→ Task to complete:
Show all lines holding the string "styles".

→ Data section:
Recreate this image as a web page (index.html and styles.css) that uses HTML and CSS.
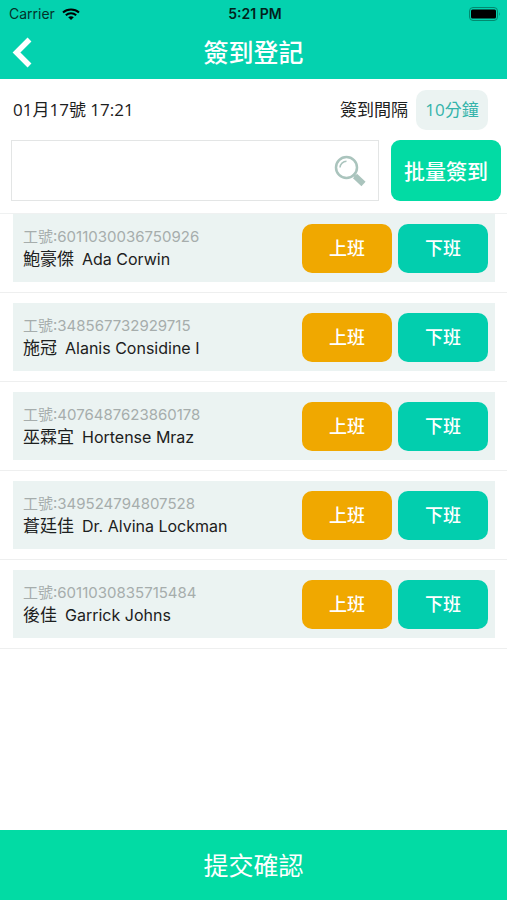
FILE: index.html
```html
<!DOCTYPE html>
<html lang="zh-Hant">
<head>
<meta charset="utf-8">
<meta name="viewport" content="width=device-width, initial-scale=1">
<title>簽到登記</title>
<link rel="stylesheet" href="styles.css">
</head>
<body>
<header class="header">
  <div class="status">
    <div class="carrier">
      <span>Carrier</span>
      <svg class="wifi" viewBox="0 0 18 12" aria-hidden="true">
        <path d="M1 4.400C5.400 .4 12.600 .4 17 4.400M3.800 7.300c3-2.700 7.400-2.700 10.400 0" fill="none" stroke="currentColor" stroke-width="2"/>
        <path d="M9 12 6.200 9.300c1.600-1.300 4-1.300 5.600 0z" fill="currentColor"/>
      </svg>
    </div>
    <time class="clock">5:21 PM</time>
    <svg class="battery" viewBox="0 0 32 14" aria-hidden="true">
      <rect x=".5" y=".5" width="28" height="13" rx="3.5" fill="none" stroke="#02896f"/>
      <rect x="2" y="2.5" width="25" height="9" rx="1.5" fill="#000"/>
      <path d="M30 5q1.6 2 0 4z" fill="#02896f"/>
    </svg>
  </div>
  <div class="nav">
    <button class="back" type="button" aria-label="返回">
      <svg class="chevron" viewBox="0 0 20 32" aria-hidden="true"><path d="M17.5 3.5 4.5 16.5l13 13" fill="none" stroke="#fff" stroke-width="5.5"/></svg>
    </button>
    <h1 class="title">簽到登記</h1>
  </div>
</header>
<main class="main">
  <div class="info">
    <time class="date">01月17號 17:21</time>
    <span class="interval">簽到間隔</span>
    <button class="minutes" type="button">10分鐘</button>
  </div>
  <form class="tools">
    <div class="search">
      <input class="query" type="text" aria-label="搜尋">
      <button class="find" type="button" aria-label="搜尋">
        <svg class="glass" viewBox="0 0 32 32" aria-hidden="true">
          <circle cx="12.5" cy="12.5" r="10.5" fill="none" stroke="#aac4bd" stroke-width="2.5"/>
          <path d="M6 12.5A6.5 6.5 0 0 1 12.5 6.300" fill="none" stroke="#aac4bd" stroke-width="1.5"/>
          <path d="m19 19 3 3" stroke="#aac4bd" stroke-width="2"/>
          <path d="m21 21 8.500 8" stroke="#aac4bd" stroke-width="6"/>
        </svg>
      </button>
    </div>
    <button class="batch" type="button">批量簽到</button>
  </form>
  <ul class="list">
    <li class="row"><div class="card"><div class="person"><p class="number">工號:6011030036750926</p><p class="name">鮑豪傑<span class="latin">Ada Corwin</span></p></div><button class="shift on" type="button">上班</button><button class="shift off" type="button">下班</button></div></li>
    <li class="row"><div class="card"><div class="person"><p class="number">工號:348567732929715</p><p class="name">施冠<span class="latin">Alanis Considine I</span></p></div><button class="shift on" type="button">上班</button><button class="shift off" type="button">下班</button></div></li>
    <li class="row"><div class="card"><div class="person"><p class="number">工號:4076487623860178</p><p class="name">巫霖宜<span class="latin">Hortense Mraz</span></p></div><button class="shift on" type="button">上班</button><button class="shift off" type="button">下班</button></div></li>
    <li class="row"><div class="card"><div class="person"><p class="number">工號:349524794807528</p><p class="name">蒼廷佳<span class="latin">Dr. Alvina Lockman</span></p></div><button class="shift on" type="button">上班</button><button class="shift off" type="button">下班</button></div></li>
    <li class="row"><div class="card"><div class="person"><p class="number">工號:6011030835715484</p><p class="name">後佳<span class="latin">Garrick Johns</span></p></div><button class="shift on" type="button">上班</button><button class="shift off" type="button">下班</button></div></li>
  </ul>
</main>
<button class="submit" type="button">提交確認</button>
</body>
</html>
```
FILE: styles.css
```css
* {
  box-sizing: border-box;
}

body {
  margin: 0;
  min-height: 100vh;
  display: flex;
  flex-direction: column;
  background: #fff;
  color: #1c2020;
  font-family: Inter, "Noto Sans CJK TC", sans-serif;
}

button {
  border: 0;
  padding: 0 0 2px;
  color: #fff;
  font-family: inherit;
  font-weight: 500;
  cursor: pointer;
}

h1, p, ul {
  margin: 0;
  padding: 0;
}

.header {
  background: #04d2af;
}

.status {
  display: grid;
  grid-template-columns: 1fr auto 1fr;
  align-items: center;
  height: 27px;
  padding: 0 6px 0 9px;
  color: #03322a;
  font-size: 14px;
}

.carrier {
  display: flex;
  align-items: center;
  gap: 7px;
}

.wifi {
  width: 18px;
  height: 12px;
  color: #000;
}

.clock {
  color: #02221c;
  font-weight: 600;
}

.battery {
  width: 32px;
  height: 14px;
  justify-self: end;
}

.nav {
  display: grid;
  grid-template-columns: 48px 1fr 48px;
  align-items: center;
  height: 52px;
}

.back {
  height: 52px;
  padding-left: 12px;
  background: none;
  text-align: left;
}

.chevron {
  display: block;
  width: 20px;
  height: 32px;
}

.title {
  color: #fff;
  font-size: 25px;
  font-weight: 500;
  line-height: 48px;
  text-align: center;
}

.main {
  flex: 1;
}

.info {
  display: flex;
  align-items: center;
  height: 61px;
  padding: 0 19px 0 13px;
  font-family: "Open Sans", "Noto Sans CJK TC", sans-serif;
  font-size: 17px;
}

.date,
.interval {
  padding-bottom: 2px;
}

.interval {
  margin-left: auto;
}

.minutes {
  width: 72px;
  height: 40px;
  margin-left: 8px;
  border-radius: 10px;
  background: #ebf3f2;
  color: #35b3ab;
  font-size: 17px;
  font-weight: 400;
}

.tools {
  display: flex;
  gap: 12px;
  padding: 0 6px 12px 11px;
}

.search {
  flex: 1;
  display: flex;
  height: 61px;
  border: 1px solid #e3e5e5;
}

.query {
  flex: 1;
  min-width: 0;
  padding: 0 12px;
  border: 0;
  background: none;
  font: inherit;
  outline: 0;
}

.find {
  padding: 0 12px;
  background: none;
}

.glass {
  display: block;
  width: 32px;
  height: 32px;
}

.batch {
  width: 110px;
  height: 61px;
  border-radius: 9px;
  background: #02dba4;
  font-size: 21px;
}

.list {
  border-top: 1px solid #eff1f1;
  list-style: none;
}

.row {
  padding: 10px 12px 10px 13px;
  border-bottom: 1px solid #eeefef;
}

.row:first-child {
  padding-top: 0;
}

.card {
  display: flex;
  align-items: center;
  gap: 6px;
  height: 68px;
  padding: 0 7px 0 10px;
  background: #ebf3f2;
}

.person {
  flex: 1;
  padding-top: 2px;
}

.number {
  color: #a6adac;
  font-size: 15px;
  line-height: 20px;
}

.name {
  font-size: 17px;
  line-height: 24px;
}

.latin {
  margin-left: 8px;
  font-size: 16px;
}

.shift {
  width: 90px;
  height: 49px;
  border-radius: 10px;
  font-size: 18px;
}

.on {
  background: #f0a800;
}

.off {
  background: #02ceae;
}

.submit {
  height: 70px;
  background: #02dba4;
  font-size: 25px;
  font-weight: 400;
}
```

→ Result of the exercise:
Recreate this image as a web page (index.html and styles.css) that uses HTML and CSS.
<link rel="stylesheet" href="styles.css">
FILE: styles.css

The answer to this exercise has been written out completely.